Stability conditions on a singular quadric threefold

TL;DR

This paper constructs Bridgeland stability conditions on the derived category of a singular quadric threefold with a double point, extending previous results to a three-dimensional setting.

Contribution

It introduces a weak stability condition on Kuznetsov's categorical resolution of the singular threefold, compatible with a categorical localization, and describes the geometric and categorical decompositions involved.

Findings

Constructed a weak stability condition on the Kuznetsov component.

Established semiorthogonal decompositions related to the blow-up geometry.

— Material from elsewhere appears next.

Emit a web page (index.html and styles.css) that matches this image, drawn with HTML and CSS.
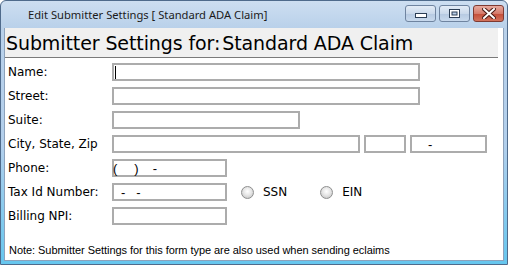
FILE: index.html
```html
<!DOCTYPE html>
<html lang="en">
<head>
    <meta charset="UTF-8">
    <title>Edit Submitter Settings</title>
    <link rel="stylesheet" href="styles.css">
</head>
<body>
    <div class="window">
        <div class="titlebar">
            <span class="title">Edit Submitter Settings [ Standard ADA Claim]</span>
            <div class="caption-buttons">
                <span class="cbtn">
                    <svg width="12" height="6" viewBox="0 0 12 6"><rect x="0.5" y="0.5" width="11" height="4" fill="#fff" stroke="#2c3e55"/></svg>
                </span>
                <span class="cbtn">
                    <svg width="11" height="9" viewBox="0 0 11 9"><rect x="0.5" y="0.5" width="10" height="8" fill="#fff" stroke="#2c3e55"/><rect x="3" y="3" width="5" height="3" fill="#b9cde6" stroke="#2c3e55" stroke-width="1"/></svg>
                </span>
                <span class="cbtn close">
                    <svg width="14" height="11" viewBox="0 0 14 11"><path d="M2 1 L12 10 M12 1 L2 10" stroke="#4a1a14" stroke-width="4" stroke-linecap="square"/><path d="M2 1 L12 10 M12 1 L2 10" stroke="#fff" stroke-width="2" stroke-linecap="square"/></svg>
                </span>
            </div>
        </div>

        <div class="client">
            <div class="header">
                <span>Submitter Settings for:</span>
                <span class="form-name">Standard ADA Claim</span>
            </div>

            <div class="form">
                <div class="row">
                    <span class="label">Name:</span>
                    <div class="field w-long"><span class="caret"></span></div>
                </div>
                <div class="row">
                    <span class="label">Street:</span>
                    <div class="field w-long"></div>
                </div>
                <div class="row">
                    <span class="label">Suite:</span>
                    <div class="field w-suite"></div>
                </div>
                <div class="row">
                    <span class="label">City, State, Zip</span>
                    <div class="field w-city"></div>
                    <div class="field w-state"></div>
                    <div class="field w-zip"><span class="zip-dash">-</span></div>
                </div>
                <div class="row">
                    <span class="label">Phone:</span>
                    <div class="field w-short">
                        <span class="phone-open">(</span>
                        <span class="phone-close">)</span>
                        <span class="phone-dash">-</span>
                    </div>
                </div>
                <div class="row">
                    <span class="label">Tax Id Number:</span>
                    <div class="field w-short">
                        <span class="tax-dash1">-</span>
                        <span class="tax-dash2">-</span>
                    </div>
                    <span class="radio first"></span><span class="radio-label">SSN</span>
                    <span class="radio"></span><span class="radio-label">EIN</span>
                </div>
                <div class="row">
                    <span class="label">Billing NPI:</span>
                    <div class="field w-short"></div>
                </div>
            </div>

            <p class="note">Note: Submitter Settings for this form type are also used when sending eclaims</p>
        </div>
    </div>
</body>
</html>
```

FILE: styles.css
```css
body {
    margin: 0;
    font-family: "Liberation Sans", Arial, sans-serif;
    color: #000;
}
.window {
    width: 508px;
    height: 265px;
    box-sizing: border-box;
    display: flex;
    flex-direction: column;
    border: 1px solid #4f6b8c;
    border-radius: 6px 6px 0 0;
    padding: 0 3px 3px;
    background: linear-gradient(#cddef1, #b9d1ea 27px, #b2cfec 55%, #66c6ee);
}
.titlebar {
    height: 27px;
    display: flex;
    align-items: flex-start;
}
.title {
    padding-left: 24px;
    margin-top: 6px;
    font-family: "Noto Sans", sans-serif;
    font-size: 11.2px;
    color: #1b1b1b;
}
.caption-buttons {
    margin-left: auto;
    margin-top: 4px;
    display: flex;
    gap: 3px;
}
.cbtn {
    width: 29px;
    height: 15px;
    border: 1px solid #6f84a0;
    border-radius: 3px;
    display: flex;
    align-items: center;
    justify-content: center;
    background: linear-gradient(#e3ecf6, #cad9eb 50%, #b5c9e1 51%, #c8d9ed);
}
.cbtn:first-child svg {
    margin-top: 5px;
}
.cbtn.close {
    border-color: #7e3a32;
    background: linear-gradient(#e6a99e, #d67b6b 50%, #c44c38 51%, #d2735d);
}
.client {
    flex: 1;
    background: #fff;
    border: 1px solid #8da2bb;
    border-top: none;
    display: flex;
    flex-direction: column;
}
.header {
    height: 29px;
    background: #f0f0f0;
    border-bottom: 1px solid #7a7a7a;
    margin-right: 5px;
    padding-left: 1px;
    display: flex;
    align-items: center;
    gap: 2px;
    font-family: "DejaVu Sans", sans-serif;
    font-size: 19px;
    letter-spacing: -0.1px;
}
.form {
    padding: 5px 0 0 3px;
    display: flex;
    flex-direction: column;
    gap: 6px;
}
.row {
    height: 18px;
    display: flex;
    align-items: center;
}
.label {
    width: 104px;
    font-family: "DejaVu Sans", sans-serif;
    font-size: 12px;
}
.field {
    height: 18px;
    box-sizing: border-box;
    border: 2px solid #acacac;
    background: #fff;
    display: flex;
    align-items: center;
    font-size: 13px;
    margin-right: 4px;
}
.w-long { width: 308px; }
.w-suite { width: 188px; }
.w-city { width: 248px; }
.w-state { width: 42px; }
.w-zip { width: 77px; }
.w-short { width: 115px; }
.caret {
    width: 1px;
    height: 13px;
    margin-left: 1px;
    background: #000;
}
/* input mask characters */
.zip-dash { margin-left: 16px; }
.phone-open { margin-left: -1px; }
.phone-close { margin-left: 17px; }
.phone-dash { margin-left: 14px; }
.tax-dash1 { margin-left: 7px; }
.tax-dash2 { margin-left: 11px; }
.radio {
    width: 11px;
    height: 11px;
    border: 1px solid #8e8f8f;
    border-radius: 50%;
    background: radial-gradient(circle at 50% 40%, #ffffff, #e6e6e6 45%, #c4c4c4 90%);
    margin-left: 33px;
}
.radio.first {
    margin-left: 10px;
}
.radio-label {
    margin-left: 9px;
    font-family: "DejaVu Sans", sans-serif;
    font-size: 12px;
}
.note {
    margin: 19px 0 0 4px;
    font-size: 11px;
    letter-spacing: -0.05px;
}
```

Obtained a Bridgeland stability condition on the derived category of the singular threefold.

Abstract

Let $X \subset \mathbb{P}^4$ be a quadric threefold with a single ordinary double point, and let $\mathcal{K}u(X)$ be its Kuznetsov component. In this paper, we construct a weak stability condition on Kuznetsov's categorical resolution $\widetilde{D} \subset \mathrm{D^b}(\widetilde{X})$, compatible with the Verdier localization $\mathbf{R}\pi_* \colon \widetilde{D} \to \mathrm{D^b}(X)$, and hence obtain a Bridgeland stability condition on $\mathrm{D^b}(X)$. Restricting the construction, we obtain the corresponding statement for $\mathcal{K}u(X)$ and its categorical resolution $\widetilde{D}'$. These can be viewed as a three-dimensional analogue of our previous result in \cite{Cho25}. We describe the geometry of the blow-up $\pi \colon \widetilde{X} \to X$ and obtain two semiorthogonal decompositions of $\mathrm{D^b}(\widetilde{X})$, arising from the projective bundle structure of $\widetilde{X}$ and from Kuznetsov's categorical resolution. Comparing them, we isolate an admissible subcategory $\widetilde{\mathcal{D}}\subset \mathrm{D^b}(\widetilde{X})$ resolving $\mathrm{D^b}(X)$ and show that it admits a full Ext-exceptional collection, from which we construct the localization-compatible weak stability condition.